There is a simple solution: We could place Bangkok Phil and Dave Sperling into a single boxing ring. They could lace up gloves and fight it out. If Phil wins then the world would have to speak British for a period of five years. If Dave knocks Phil out then American English would become the lingua franca. As a special bonus: the winner is entitled to pick the phonic alphabet of his choice. If the two or them get real crazy and start biting off ears or chewing up berets than both would get disqualified. Then the world must start speaking like Kiwis by default. It is crucial that this problem get solved NOW. Phil and Dave must rumble for the sake of the children. The future of English depends on it. Wouldn’t you readers, too, be willing to take a blow for English?

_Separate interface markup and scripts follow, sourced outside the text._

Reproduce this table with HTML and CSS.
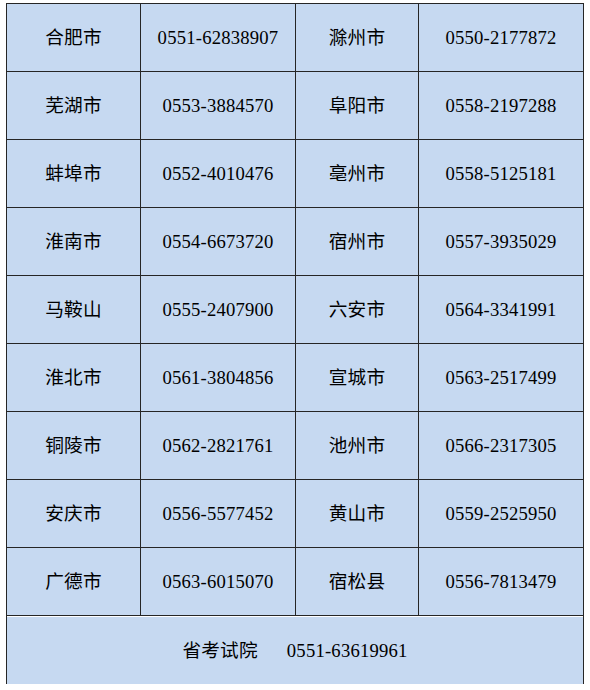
FILE: index.html
```html
<!DOCTYPE html>
<html lang="zh-CN">
<head>
<meta charset="utf-8">
<title>联系电话</title>
<link rel="stylesheet" href="styles.css">
</head>
<body>
<div class="table">
  <div class="cell">合肥市</div><div class="cell">0551-62838907</div><div class="cell">滁州市</div><div class="cell">0550-2177872</div>
  <div class="cell">芜湖市</div><div class="cell">0553-3884570</div><div class="cell">阜阳市</div><div class="cell">0558-2197288</div>
  <div class="cell">蚌埠市</div><div class="cell">0552-4010476</div><div class="cell">亳州市</div><div class="cell">0558-5125181</div>
  <div class="cell">淮南市</div><div class="cell">0554-6673720</div><div class="cell">宿州市</div><div class="cell">0557-3935029</div>
  <div class="cell">马鞍山</div><div class="cell">0555-2407900</div><div class="cell">六安市</div><div class="cell">0564-3341991</div>
  <div class="cell">淮北市</div><div class="cell">0561-3804856</div><div class="cell">宣城市</div><div class="cell">0563-2517499</div>
  <div class="cell">铜陵市</div><div class="cell">0562-2821761</div><div class="cell">池州市</div><div class="cell">0566-2317305</div>
  <div class="cell">安庆市</div><div class="cell">0556-5577452</div><div class="cell">黄山市</div><div class="cell">0559-2525950</div>
  <div class="cell">广德市</div><div class="cell">0563-6015070</div><div class="cell">宿松县</div><div class="cell">0556-7813479</div>
  <div class="cell footer"><span class="org">省考试院</span><span>0551-63619961</span></div>
</div>
</body>
</html>
```
FILE: styles.css
```css
html, body {
  margin: 0;
  padding: 0;
  background: #ffffff;
}

body {
  padding: 3px 0 0 6px;
  font-family: "Liberation Serif", "Noto Sans CJK SC", serif;
  font-size: 18.67px;
  color: #000000;
}

.table {
  display: grid;
  grid-template-columns: 133px 154px 122px 164px;
  grid-auto-rows: 67px;
  gap: 1px;
  padding: 1px;
  width: max-content;
  background: #262626;
}

.cell {
  background: #c6d9f1;
  display: flex;
  align-items: center;
  justify-content: center;
  line-height: 1;
  white-space: nowrap;
  padding-top: 2px;
  letter-spacing: 0.2px;
  box-sizing: border-box;
}

.footer {
  grid-column: 1 / -1;
  height: 68px;
  border-top: 1px solid #ffffff;
  gap: 29px;
}
```
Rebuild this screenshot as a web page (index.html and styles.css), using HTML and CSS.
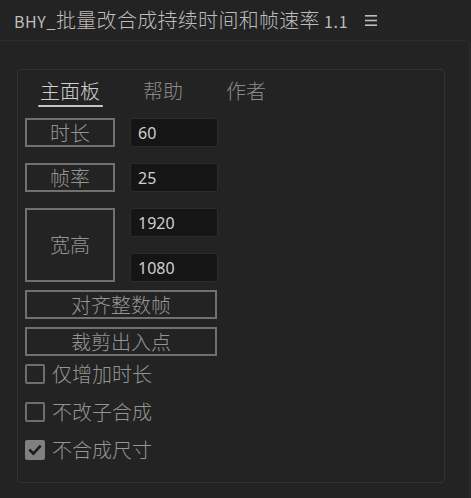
FILE: index.html
```html
<!DOCTYPE html>
<html lang="zh-CN">
<head>
<meta charset="utf-8">
<title>BHY_批量改合成持续时间和帧速率</title>
<link rel="stylesheet" href="styles.css">
</head>
<body>
<header class="titlebar">
  <span class="title">BHY_<span class="title-cjk">批量改合成持续时间和帧速率</span> 1.1</span>
  <svg class="menu" width="12" height="11" viewBox="0 0 12 11" aria-hidden="true">
    <rect x="0" y="0" width="12" height="1.6" fill="#bdbdbd"/>
    <rect x="0" y="4.7" width="12" height="1.6" fill="#bdbdbd"/>
    <rect x="0" y="9.4" width="12" height="1.6" fill="#bdbdbd"/>
  </svg>
</header>
<main class="panel">
  <section class="card">
    <nav class="tabs">
      <span class="tab active">主面板</span>
      <span class="tab">帮助</span>
      <span class="tab">作者</span>
    </nav>
    <div class="fields">
      <button class="btn">时长</button>
      <input class="num" type="text" value="60">
      <button class="btn">帧率</button>
      <input class="num" type="text" value="25">
      <button class="btn btn-tall">宽高</button>
      <input class="num" type="text" value="1920">
      <input class="num" type="text" value="1080">
    </div>
    <div class="actions">
      <button class="btn btn-wide">对齐整数帧</button>
      <button class="btn btn-wide">裁剪出入点</button>
    </div>
    <div class="checks">
      <label class="check"><span class="box"></span><span class="label">仅增加时长</span></label>
      <label class="check"><span class="box"></span><span class="label">不改子合成</span></label>
      <label class="check"><span class="box checked"><svg width="16" height="16" viewBox="0 0 16 16" aria-hidden="true"><path d="M3.2 8.4 L6.4 11.6 L12.8 4.6" fill="none" stroke="#1c1c1c" stroke-width="2.6" stroke-linecap="square"/></svg></span><span class="label">不合成尺寸</span></label>
    </div>
  </section>
</main>
</body>
</html>
```
FILE: styles.css
```css
* { box-sizing: border-box; }
html, body {
  margin: 0;
  padding: 0;
  background: #232323;
  width: 471px;
  height: 498px;
  overflow: hidden;
}
body {
  font-family: "Noto Sans CJK SC", "Noto Sans", sans-serif;
  color: #8f8f8f;
}
.titlebar {
  height: 40px;
  display: flex;
  align-items: center;
  padding-left: 14px;
}
.title {
  font-family: "Noto Sans CJK SC", sans-serif;
  font-size: 16px;
  color: #bdbdbd;
  letter-spacing: 0.6px;
  line-height: 20px;
}
.title-cjk {
  font-size: 20px;
  letter-spacing: 0.3px;
  font-weight: 300;
}
.menu {
  margin-left: 17px;
  display: block;
}
.panel {
  width: 470px;
  height: 458px;
  border-top: 1px solid #2e2e2e;
  border-right: 1px solid #2e2e2e;
  border-top-right-radius: 5px;
  padding-top: 28px;
  padding-left: 17px;
}
.card {
  width: 428px;
  height: 414px;
  border: 1px solid #333333;
  border-radius: 4px;
}
.tabs {
  display: flex;
  gap: 39px;
  padding: 9px 0 0 20px;
}
.tab {
  font-size: 20px;
  line-height: 24px;
  padding: 0 2px 4px;
  color: #8a8a8a;
  font-weight: 300;
  position: relative;
}
.tab.active {
  color: #cfcfcf;
}
.tab.active::after {
  content: "";
  position: absolute;
  left: 0;
  right: -1px;
  bottom: 0;
  height: 2.5px;
  border-radius: 1px;
  background: #c4c4c4;
}
.fields {
  display: grid;
  grid-template-columns: 90px 88px;
  grid-auto-rows: 29px;
  column-gap: 15px;
  row-gap: 16px;
  margin: 11px 0 0 7px;
}
.btn {
  font-family: "Noto Sans CJK SC", sans-serif;
  font-size: 20px;
  font-weight: 300;
  line-height: 1;
  color: #959595;
  background: transparent;
  border: 2px solid #707070;
  border-radius: 0;
  padding: 0;
  height: 29px;
  margin: 0;
}
.btn-tall {
  grid-row: span 2;
  height: auto;
}
.num {
  width: 88px;
  height: 29px;
  margin: 0;
  border: 1px solid #2b2b2b;
  border-radius: 3px;
  background: #151515;
  color: #cfcfcf;
  font-family: "Noto Sans", sans-serif;
  font-size: 16px;
  padding: 0 7px;
  outline: none;
}
.actions {
  display: flex;
  flex-direction: column;
  gap: 8px;
  margin: 8px 0 0 7px;
}
.btn-wide {
  width: 192px;
}
.checks {
  display: flex;
  flex-direction: column;
  gap: 18px;
  margin: 8px 0 0 7px;
}
.check {
  display: flex;
  align-items: center;
  height: 20px;
  gap: 7px;
}
.box {
  width: 20px;
  height: 20px;
  border: 2px solid #6e6e6e;
  border-radius: 2px;
  display: flex;
  align-items: center;
  justify-content: center;
}
.box.checked {
  background: #808080;
  border-color: #808080;
}
.box svg { display: block; }
.label {
  font-size: 20px;
  font-weight: 300;
  line-height: 20px;
  color: #959595;
}
```
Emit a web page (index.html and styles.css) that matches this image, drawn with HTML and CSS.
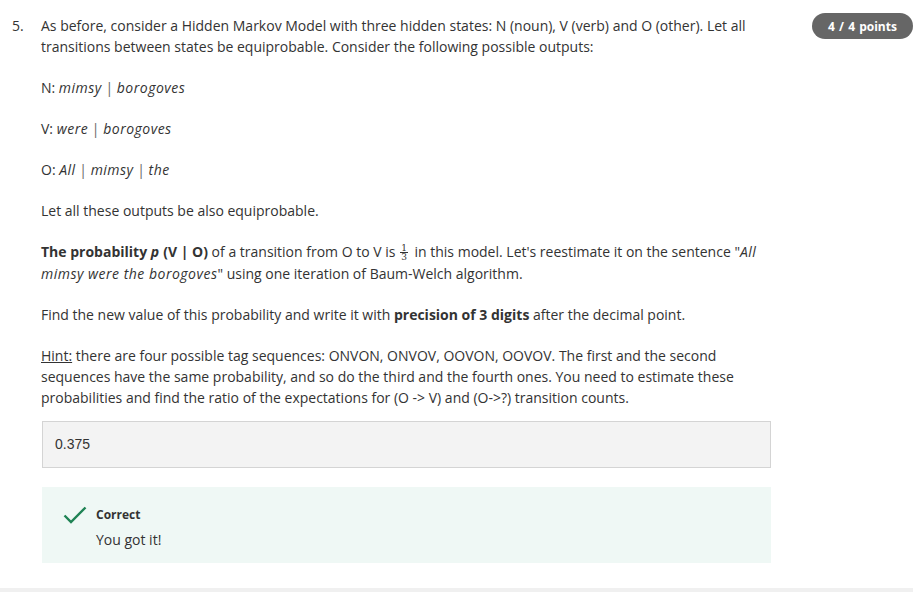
FILE: index.html
```html
<!DOCTYPE html>
<html>
<head>
<meta charset="utf-8">
<link rel="stylesheet" href="styles.css">
</head>
<body>
<div class="question">
  <div class="qnum">5.</div>
  <div class="qbody">
    <p>As before, consider a Hidden Markov Model with three hidden states: N (noun), V (verb) and O (other). Let all transitions between states be equiprobable. Consider the following possible outputs:</p>
    <p>N: <i>mimsy</i> <span class="pipe">|</span> <i>borogoves</i></p>
    <p>V: <i>were</i> <span class="pipe">|</span> <i>borogoves</i></p>
    <p>O: <i>All</i> <span class="pipe">|</span> <i>mimsy</i> <span class="pipe">|</span> <i>the</i></p>
    <p>Let all these outputs be also equiprobable.</p>
    <p><b>The probability <i>p</i> (V | O)</b> of a transition from O to V is <span class="frac"><span class="num">1</span><span class="den">3</span></span> in this model. Let's reestimate it on the sentence "<i>All mimsy were the borogoves</i>" using one iteration of Baum-Welch algorithm.</p>
    <p>Find the new value of this probability and write it with <b>precision of 3 digits</b> after the decimal point.</p>
    <p><u>Hint:</u> there are four possible tag sequences: ONVON, ONVOV, OOVON, OOVOV. The first and the second sequences have the same probability, and so do the third and the fourth ones. You need to estimate these probabilities and find the ratio of the expectations for (O -&gt; V) and (O-&gt;?) transition counts.</p>
    <div class="answer">0.375</div>
    <div class="feedback">
      <svg class="check" width="24" height="18" viewBox="0 0 24 18"><path d="M1.5 9.5 L8 16 L22.5 1.5" fill="none" stroke="#1f8354" stroke-width="2.4"/></svg>
      <div class="fbtext">
        <div class="fbtitle">Correct</div>
        <div class="fbmsg">You got it!</div>
      </div>
    </div>
  </div>
  <div class="badge">4 / 4 points</div>
</div>
<div class="bottombar"></div>
</body>
</html>
```
FILE: styles.css
```css
html, body {
  margin: 0;
  padding: 0;
  background: #fff;
}
body {
  font-family: "Open Sans", sans-serif;
  font-size: 14px;
  line-height: 21px;
  color: #333;
  width: 913px;
  height: 592px;
  overflow: hidden;
  display: flex;
  flex-direction: column;
}
.question {
  display: flex;
  align-items: flex-start;
  padding-top: 15px;
  flex: 1;
}
.qnum {
  width: 29px;
  padding-left: 12px;
  flex: none;
}
.qbody {
  width: 730px;
  flex: none;
}
.qbody p {
  margin: 0 0 20px 0;
}
.qbody i {
  letter-spacing: 0.5px;
}
.pipe {
  color: #666;
}
.frac {
  display: inline-block;
  vertical-align: middle;
  text-align: center;
  font-family: "DejaVu Serif", "Liberation Serif", serif;
  font-size: 9px;
  margin: 0 3px 2px 1px;
  line-height: 8px;
}
.frac .num {
  display: block;
  border-bottom: 1px solid #333;
  padding: 0 1px;
  line-height: 8px;
}
.frac .den {
  display: block;
  line-height: 8px;
}
.answer {
  margin-top: -7px;
  margin-left: 1px;
  height: 45px;
  box-sizing: content-box;
  border: 1px solid #d4d4d4;
  background: #f3f3f3;
  font-family: "Liberation Sans", Arial, sans-serif;
  font-size: 14px;
  line-height: 45px;
  padding-left: 12px;
  color: #333;
}
.feedback {
  margin-top: 19px;
  margin-left: 1px;
  height: 76px;
  background: #eff8f5;
  display: flex;
  align-items: flex-start;
  padding-left: 21px;
  box-sizing: border-box;
}
.check {
  margin-top: 19px;
  flex: none;
}
.fbtext {
  margin-left: 9px;
  padding-top: 18px;
}
.fbtitle {
  font-weight: 700;
  font-size: 12px;
  line-height: 20px;
}
.fbmsg {
  margin-top: 5px;
  line-height: 20px;
}
.badge {
  margin-left: auto;
  margin-top: -2px;
  width: 101px;
  height: 26px;
  border-radius: 13px;
  background: #666;
  color: #fff;
  font-size: 12px;
  font-weight: 700;
  line-height: 27px;
  text-align: center;
  word-spacing: 1px;
}
.bottombar {
  height: 4px;
  background: #f0f0f0;
  flex: none;
}
```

Oh yeah, the children, I sort of forgot about the children. My students mash different English styles together. If truth be told, so do native speakers. But, what are we going to do about it? Probably nothing. The assumption is that British English is correct for the British, that American is appropriate for the Americans, and that Canadians are free agents who can do whatever they want – though Bill Gates still makes them write like an American, too. All of this is a double standard. If these English styles are correct for each culture, then why is the same luxury not offered to Asians? There are common language patterns across this region, which are clearly understood by the people using them. Maybe it is a global right to speak English with limited verb tenses, the lack of articles, and nouns without plurals. Nothing is permanent; even language evolves. Why shouldn’t Asians have a stake in an English of their own? And why should Asian students be doing all the work? Couldn’t wealthy nations pay a greater share of the tab? Native speakers could at least compromise by creating a new type of spelling that makes practical sense. Would native speakers be willing to learn it if somebody did? I, for one, am willing contribute my share. I am getting British English surgically implanted tomorrow. I’ll reserve a place for you next in queue.